Can a stay-at-home parent seek disability benefits?

A stroke, heart attack, cancer or any other debilitating illness can happen to just about anyone in Tennessee, often without warning. Unfortunately, these illnesses can permanently damage a person’s health. If a person was gainfully employed, but can no longer work due to such an illness, he or she may want to look into applying for Social Securitydisability benefits. However, can a person who wasn’t working when they became ill, such as a wife or husband who did not work, but instead stayed at home to care for the family, seek such benefits?

The answer hinges on whether the applicant was working. If a person is not working, they are not paying Federal Insurance Contribution Act (FICA) taxes. These taxes pay for the Social Security disability program, as well as other programs. A person may not obtain SSD benefits unless they have met an “earnings” test, which takes into account the applicant’s recent employment and the duration of their past employment.

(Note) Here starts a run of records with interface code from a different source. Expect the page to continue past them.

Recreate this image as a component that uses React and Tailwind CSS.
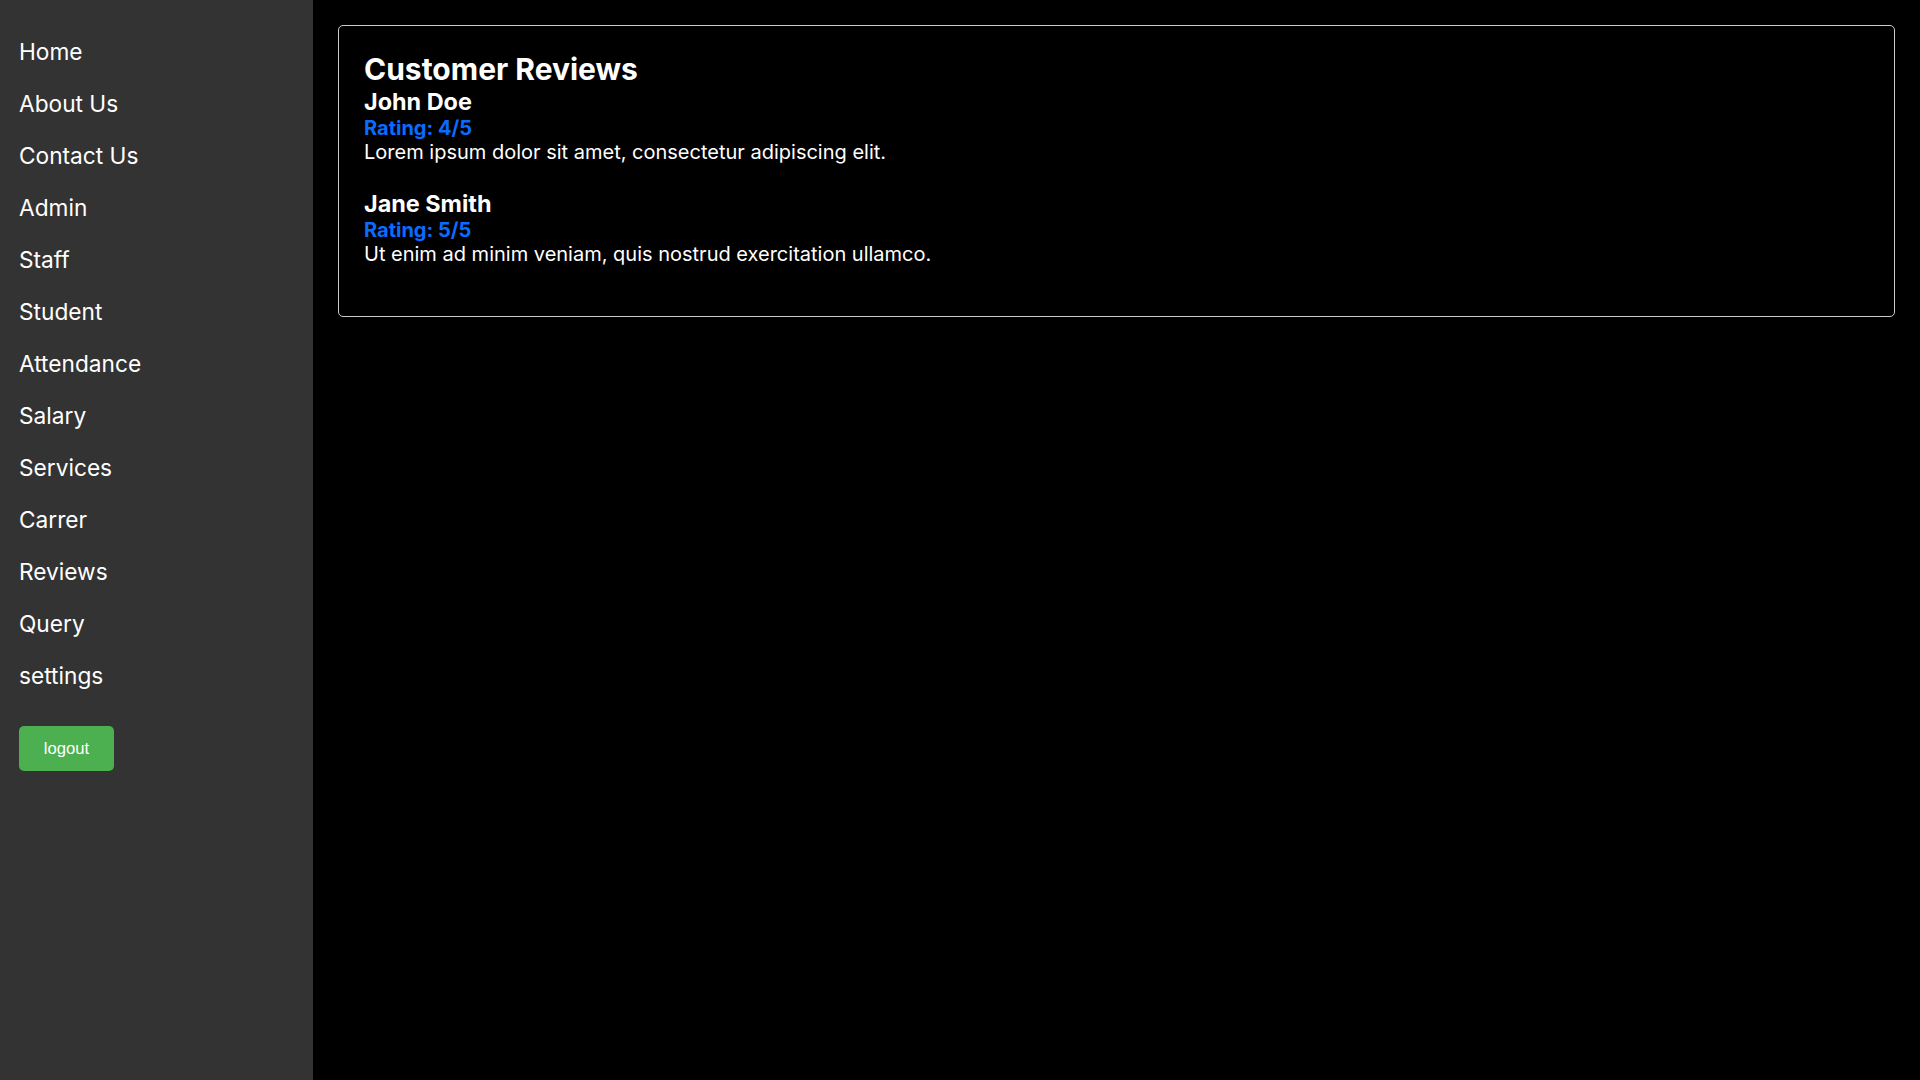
export default function App() {
  const items = [
    "Home",
    "About Us",
    "Contact Us",
    "Admin",
    "Staff",
    "Student",
    "Attendance",
    "Salary",
    "Services",
    "Carrer",
    "Reviews",
    "Query",
    "settings",
  ];
  const reviews = [
    { name: "John Doe", rating: "Rating: 4/5", text: "Lorem ipsum dolor sit amet, consectetur adipiscing elit." },
    { name: "Jane Smith", rating: "Rating: 5/5", text: "Ut enim ad minim veniam, quis nostrud exercitation ullamco." },
  ];
  return (
    <div className="flex min-h-screen bg-black" style={{ fontFamily: "Inter, 'Noto Sans', sans-serif" }}>
      <aside className="w-[313px] shrink-0 bg-[#333333] pt-[26px] px-[19px]">
        <ul>
          {items.map((it) => (
            <li key={it} className="h-[52px] leading-[52px] text-[22.7px] text-white">
              {it}
            </li>
          ))}
        </ul>
        <button
          className="mt-[24px] w-[95px] h-[45px] rounded-[5px] bg-[#4caf50] text-white text-[16.67px]"
          style={{ fontFamily: "'Liberation Sans', Arial, sans-serif" }}
        >
          logout
        </button>
      </aside>
      <main className="flex-1 p-[25px]">
        <div className="border border-[#cccccc] rounded-[5px] pt-[25px] px-[25px] pb-[24px] text-white">
          <h1 className="text-[30px] leading-[37px] font-bold">Customer Reviews</h1>
          {reviews.map((r) => (
            <div key={r.name} className="mb-[25px]">
              <h3 className="text-[23.4px] leading-[28px] font-bold">{r.name}</h3>
              <div className="text-[20px] leading-[24px] font-bold text-[#0a6cff]">{r.rating}</div>
              <p className="text-[20px] leading-[25px]">{r.text}</p>
            </div>
          ))}
        </div>
      </main>
    </div>
  );
}
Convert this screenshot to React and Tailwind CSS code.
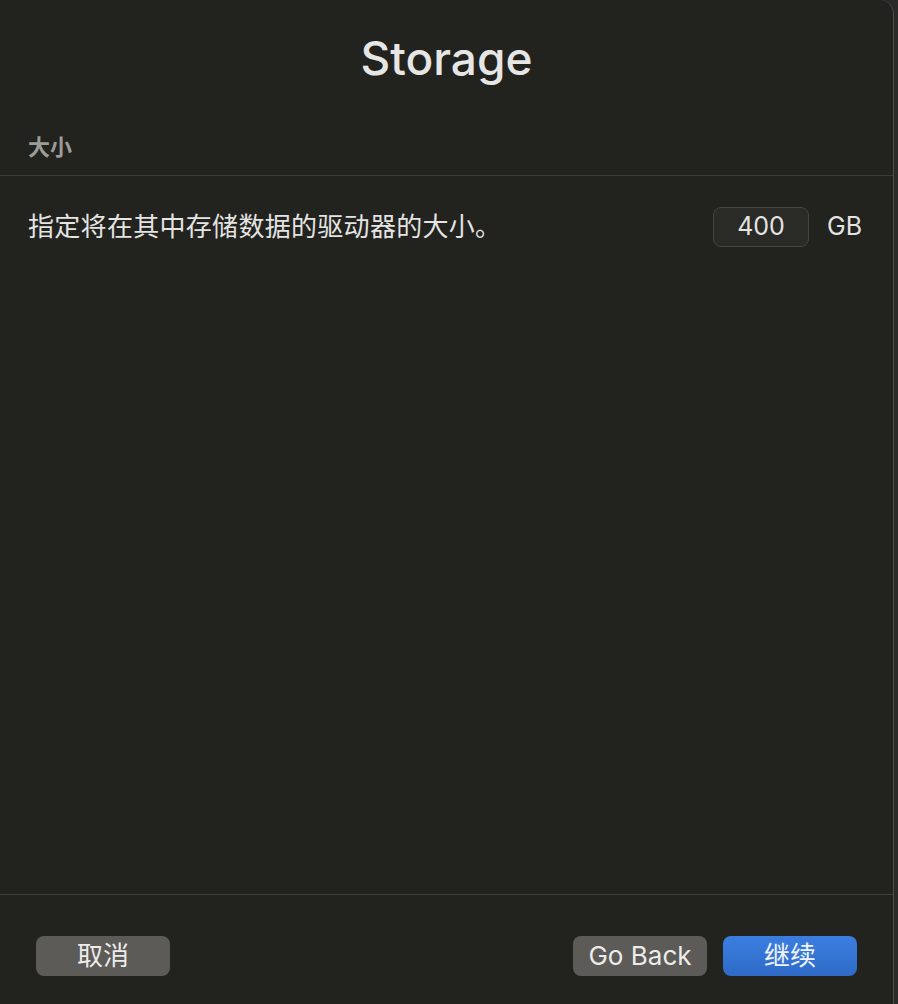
export default function App() {
  const font = { fontFamily: '"Inter", "Noto Sans CJK SC", sans-serif' };
  return (
    <div className="h-[1004px] w-[898px] bg-[#2a2a28]" style={font}>
      <div className="flex h-full w-[894px] flex-col rounded-tr-[14px] border-r border-[#4e4e4b] bg-[#22221f]">
        <h1 className="pt-[28px] text-center text-[46px] leading-[60px] font-medium text-[#e6e6e4]">Storage</h1>

        <div className="px-[28px] pt-[45px] pb-[14px] text-[22px] leading-[28px] font-semibold text-[#9c9c99]">大小</div>
        <div className="h-px bg-[#3d3d3a]" />

        <div className="flex items-center pl-[28px] pr-[31px] pt-[31px]">
          <p className="flex-1 text-[26px] leading-[40px] tracking-[0.3px] text-[#e4e4e2]">指定将在其中存储数据的驱动器的大小。</p>
          <div className="flex h-[40px] w-[96px] items-center justify-center rounded-[8px] border border-[#454542] bg-[#2a2a27] text-[25px] text-[#e4e4e2]">
            400
          </div>
          <span className="ml-[18px] text-[25px] text-[#e4e4e2]">GB</span>
        </div>

        <div className="flex-1" />

        <div className="h-px bg-[#3d3d3a]" />
        <div className="flex items-center px-[36px] pt-[41px] pb-[28px]">
          <button className="h-[40px] w-[134px] rounded-[8px] bg-[#5c5b58] pb-[3px] text-[26px] text-[#ececea]">取消</button>
          <div className="flex-1" />
          <button className="h-[40px] w-[134px] rounded-[8px] bg-[#5c5b58] pb-[3px] text-[26px] text-[#ececea]">Go Back</button>
          <button className="ml-[16px] h-[40px] w-[134px] rounded-[8px] bg-gradient-to-b from-[#3b7ee0] to-[#2f6bc8] pb-[3px] text-[26px] text-[#eef3fc]">继续</button>
        </div>
      </div>
    </div>
  );
}
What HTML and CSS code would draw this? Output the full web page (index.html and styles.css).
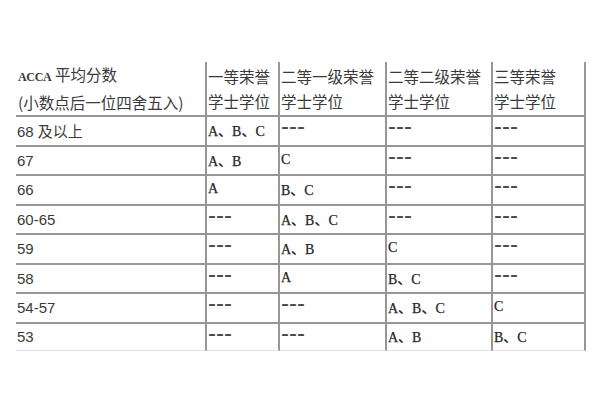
FILE: index.html
```html
<!DOCTYPE html>
<html lang="zh-CN">
<head>
<meta charset="utf-8">
<title>ACCA 学位等级</title>
<link rel="stylesheet" href="styles.css">
</head>
<body>
<table class="grade-table">
  <colgroup>
    <col class="c1"><col class="c2"><col class="c3"><col class="c4"><col class="c5">
  </colgroup>
  <thead>
    <tr class="head-row">
      <th class="score-head"><span class="latin">ACCA</span> 平均分数<br>(小数点后一位四舍五入)</th>
      <th>一等荣誉<br>学士学位</th>
      <th>二等一级荣誉<br>学士学位</th>
      <th>二等二级荣誉<br>学士学位</th>
      <th>三等荣誉<br>学士学位</th>
    </tr>
  </thead>
  <tbody>
    <tr><td class="score">68 及以上</td><td>A、B、C</td><td class="none">---</td><td class="none">---</td><td class="none">---</td></tr>
    <tr><td class="score">67</td><td>A、B</td><td>C</td><td class="none">---</td><td class="none">---</td></tr>
    <tr><td class="score">66</td><td>A</td><td>B、C</td><td class="none">---</td><td class="none">---</td></tr>
    <tr><td class="score">60-65</td><td class="none">---</td><td>A、B、C</td><td class="none">---</td><td class="none">---</td></tr>
    <tr><td class="score">59</td><td class="none">---</td><td>A、B</td><td>C</td><td class="none">---</td></tr>
    <tr><td class="score">58</td><td class="none">---</td><td>A</td><td>B、C</td><td class="none">---</td></tr>
    <tr><td class="score">54-57</td><td class="none">---</td><td class="none">---</td><td>A、B、C</td><td>C</td></tr>
    <tr class="last"><td class="score">53</td><td class="none">---</td><td class="none">---</td><td>A、B</td><td>B、C</td></tr>
  </tbody>
</table>
</body>
</html>
```

FILE: styles.css
```css
html, body {
  margin: 0;
  background: #ffffff;
}
body {
  padding: 62px 0 0 16px;
  color: #333333;
}
.grade-table {
  border-collapse: separate;
  border-spacing: 0;
  table-layout: fixed;
  width: 570px;
}
.c1 { width: 191px; }
.c2 { width: 73px; }
.c3 { width: 107px; }
.c4 { width: 106px; }
.c5 { width: 93px; }

.grade-table th,
.grade-table td {
  box-sizing: border-box;
  border-right: 2px solid #979797;
  border-bottom: 2px solid #979797;
  padding: 0 0 0 1px;
  text-align: left;
  vertical-align: middle;
  white-space: nowrap;
  overflow: hidden;
}
.grade-table th {
  font-family: "Noto Sans CJK SC", sans-serif;
  font-weight: normal;
  font-size: 15.5px;
  line-height: 25px;
  height: 52px;
  color: #3a3a3a;
}
.grade-table th.score-head {
  padding-left: 2px;
}
.latin {
  font-family: "Liberation Serif", serif;
  font-size: 12px;
  font-weight: bold;
  letter-spacing: -0.3px;
}
.grade-table td {
  height: 29.5px;
  font-family: "Liberation Serif", "Noto Sans CJK SC", serif;
  font-size: 14px;
  color: #262626;
  -webkit-text-stroke: 0.25px #262626;
  padding-bottom: 1px;
}
.grade-table td.none {
  font-family: "Liberation Sans", sans-serif;
  font-size: 24px;
  line-height: 18px;
  vertical-align: top;
  overflow: visible;
  padding: 0 0 0 1px;
  color: #4a4a4a;
  -webkit-text-stroke: 0;
}
.grade-table td.score {
  font-family: "Liberation Sans", "Noto Sans CJK SC", sans-serif;
  font-size: 15px;
  padding-left: 1px;
  padding-bottom: 0;
  -webkit-text-stroke: 0;
  color: #3a3a3a;
}
.grade-table tr.last td {
  height: 27px;
  border-bottom: 1px solid #e2e2e2;
}
```
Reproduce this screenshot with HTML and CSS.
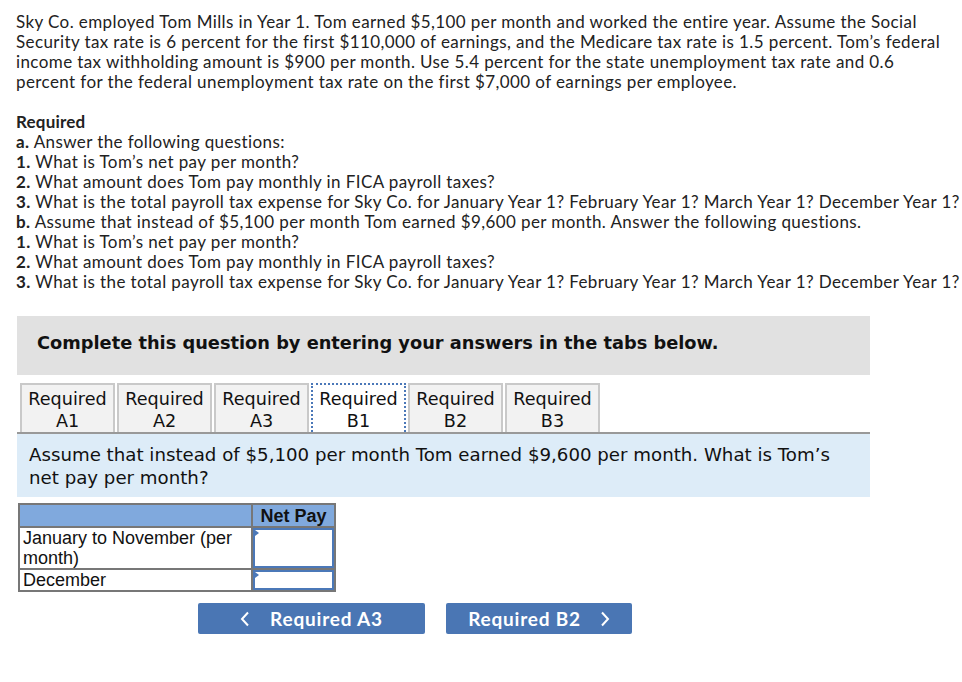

Recent employment, per the Social Security Administration, is defined by the age that the applicant became disabled and when they last paid FICA taxes. The duration of past employment is defined by the age that the applicant became disabled and how long they paid FICA taxes. If a person is without recent employment or a duration of past employment, that person will not qualify for SSD benefits.

Unfortunately, this shows that not everyone will qualify for SSD benefits. However, other programs such as Medicare or Supplemental Security Income may be possibilities to look into, although the details of these programs are beyond the scope of this post. Anyone in the Knoxville area who is unsure as to whether they can apply for SSD benefits may want to seek legal advice, which this post does not provide.